David Ireland, Dentons partner, said, ideally, the FMA would restate the guide as an ‘internal document’, offering the industry insight on how the fair outcomes may apply to regulatory enforcement and monitoring.
“For instance, the FMA might state if any breaches represent a failure against an outcome they might escalate a regulatory action,” Ireland said. “Or if a breach doesn’t cut across any of the outcomes then perhaps there would be no significant enforcement.”
As it stands, though, Ireland said the draft FMA guide reads more like a “think-piece” than a practical manual for industry compliance.
Indeed, Chapman Tripp and Dentons suggest the outcomes proposals represent a regulatory over-reach.

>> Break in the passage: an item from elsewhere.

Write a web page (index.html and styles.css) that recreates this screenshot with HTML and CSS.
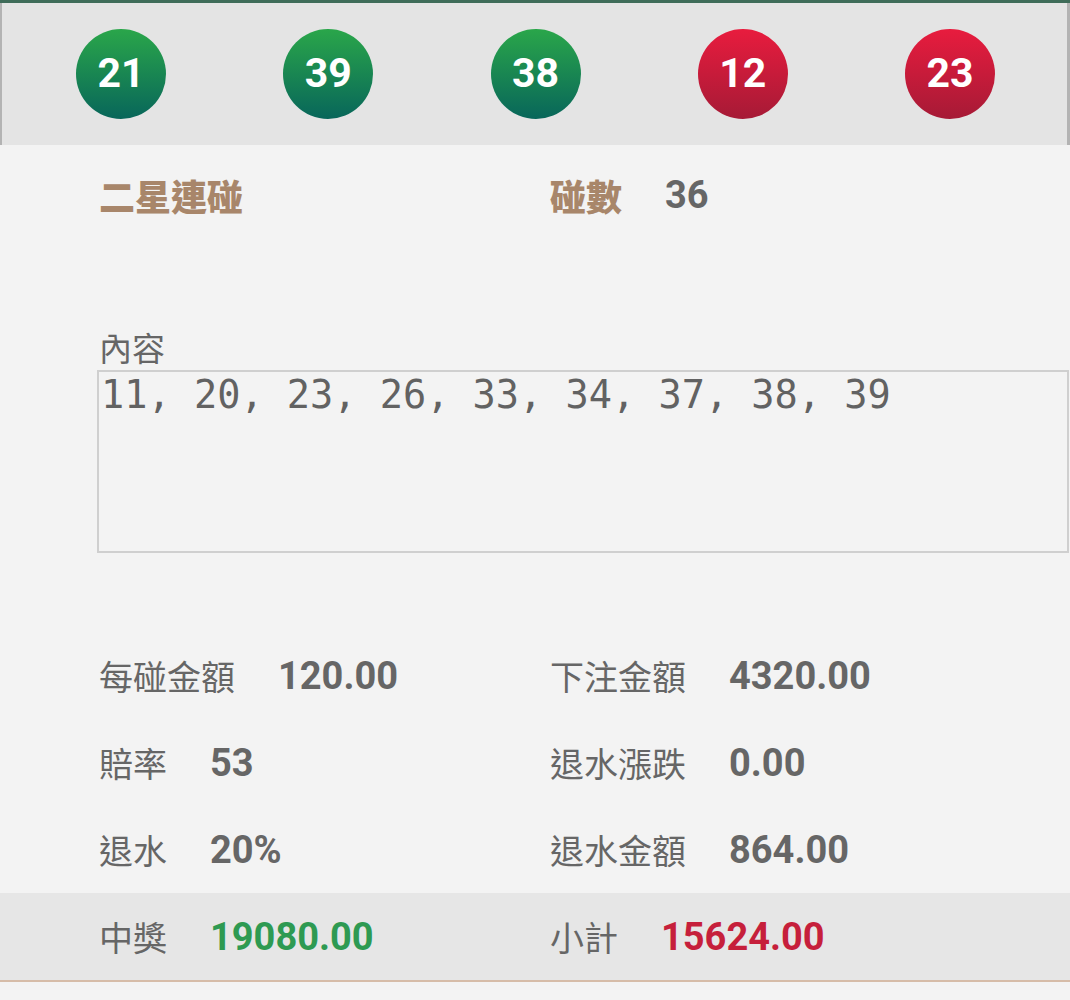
FILE: index.html
```html
<!DOCTYPE html>
<html lang="zh-Hant">
<head>
  <meta charset="UTF-8">
  <title>二星連碰</title>
  <link rel="stylesheet" href="styles.css">
</head>
<body>
  <div class="topline"></div>
  <div class="balls">
    <span class="ball green">21</span>
    <span class="ball green">39</span>
    <span class="ball green">38</span>
    <span class="ball red">12</span>
    <span class="ball red">23</span>
  </div>

  <div class="detail">
    <div class="head">
      <div class="cell"><span class="title">二星連碰</span></div>
      <div class="cell"><span class="title">碰數</span><span class="value">36</span></div>
    </div>

    <div class="content-label">內容</div>
    <div class="content-box">11, 20, 23, 26, 33, 34, 37, 38, 39</div>

    <div class="rows">
      <div class="row">
        <div class="cell"><span class="label">每碰金額</span><span class="value">120.00</span></div>
        <div class="cell"><span class="label">下注金額</span><span class="value">4320.00</span></div>
      </div>
      <div class="row">
        <div class="cell"><span class="label">賠率</span><span class="value">53</span></div>
        <div class="cell"><span class="label">退水漲跌</span><span class="value">0.00</span></div>
      </div>
      <div class="row">
        <div class="cell"><span class="label">退水</span><span class="value">20%</span></div>
        <div class="cell"><span class="label">退水金額</span><span class="value">864.00</span></div>
      </div>
      <div class="row total">
        <div class="cell"><span class="label">中獎</span><span class="value win">19080.00</span></div>
        <div class="cell"><span class="label">小計</span><span class="value sum">15624.00</span></div>
      </div>
    </div>
  </div>
</body>
</html>
```

FILE: styles.css
```css
body {
  margin: 0;
  background-color: #f3f3f3;
  font-family: Roboto, "Noto Sans CJK TC", sans-serif;
  color: #666;
}

.topline {
  height: 3px;
  background-color: #3f6c59;
}

.balls {
  height: 142px;
  display: flex;
  align-items: center;
  justify-content: space-between;
  padding: 0 72px 0 74px;
  background-color: #e4e4e4;
  border-left: 2px solid #b3b3b3;
  border-right: 3px solid #b3b3b3;
}

.ball {
  width: 90px;
  height: 90px;
  border-radius: 50%;
  display: flex;
  align-items: center;
  justify-content: center;
  color: #fff;
  font-family: Roboto, sans-serif;
  font-weight: bold;
  font-size: 41px;
  padding-bottom: 2px;
  box-sizing: border-box;
}

.ball.green {
  background: linear-gradient(to bottom, #2aa64a, #08665a);
}

.ball.red {
  background: linear-gradient(to bottom, #e81c3e, #a61a36);
}

.detail {
  padding-top: 28px;
}

.head, .row {
  display: flex;
  padding-left: 99px;
}

.head {
  height: 44px;
  align-items: center;
}

.cell {
  display: flex;
  align-items: center;
}

.cell:first-child {
  width: 451px;
}

.title {
  font-family: "Noto Sans CJK TC", sans-serif;
  font-weight: 900;
  font-size: 36px;
  color: #a8866a;
}

.label {
  font-family: "Noto Sans CJK TC", sans-serif;
  font-size: 34px;
  color: #666;
}

.value {
  margin-left: 43px;
  font-family: Roboto, sans-serif;
  font-weight: bold;
  font-size: 38px;
  color: #666;
}

.value.win {
  color: #2e9a52;
}

.value.sum {
  color: #c61f3b;
}

.content-label {
  margin: 110px 0 3px 99px;
  height: 40px;
  line-height: 40px;
  font-family: "Noto Sans CJK TC", sans-serif;
  font-size: 33px;
}

.content-box {
  margin-left: 97px;
  margin-right: 1px;
  height: 179px;
  border: 2px solid #cfcfcf;
  padding: 0 2px;
  font-family: "DejaVu Sans Mono", monospace;
  font-size: 38.6px;
  line-height: 46px;
  color: #626262;
}

.rows {
  margin-top: 79px;
}

.row {
  height: 87px;
  align-items: center;
}

.row.total {
  background-color: #e6e6e6;
  border-bottom: 2px solid #d6bca8;
}
```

“Rather than attempting to legislate via guidance, which raises its own constitutional and administrative law issues, perhaps the FMA should be advocating for law reform and seek development of an outcomes-based regulatory regime through the appropriate channels,” the Dentons submission says.
On the plus side, Ireland said the draft guidance does at least anchor the debate about regulatory change.
“It’s great that the FMA has tried to articulate what they mean by outcomes-based regulation,” he said.
Chapman Tripp, too, backs the fair outcomes approach – in principle.
“We also support the FMA’s desire to achieve measurable improvements for New Zealanders, by embedding a regulatory approach that puts outcomes for consumers and markets at the heart of its work,” the Chapman Tripp response says.
But as well as calling for a substantial makeover, Chapman Tripp also says the FMA should delay publication of the guidance until after the final Conduct of Financial Institutions (COFI) regulations are in place.
“This would ease the regulatory burden on those financial institutions and allow the FMA to justify the proposed outcomes approach on the current laws.”
Submissions on the FMA outcomes guidance closed early in March: expect more public reviews to come out soon.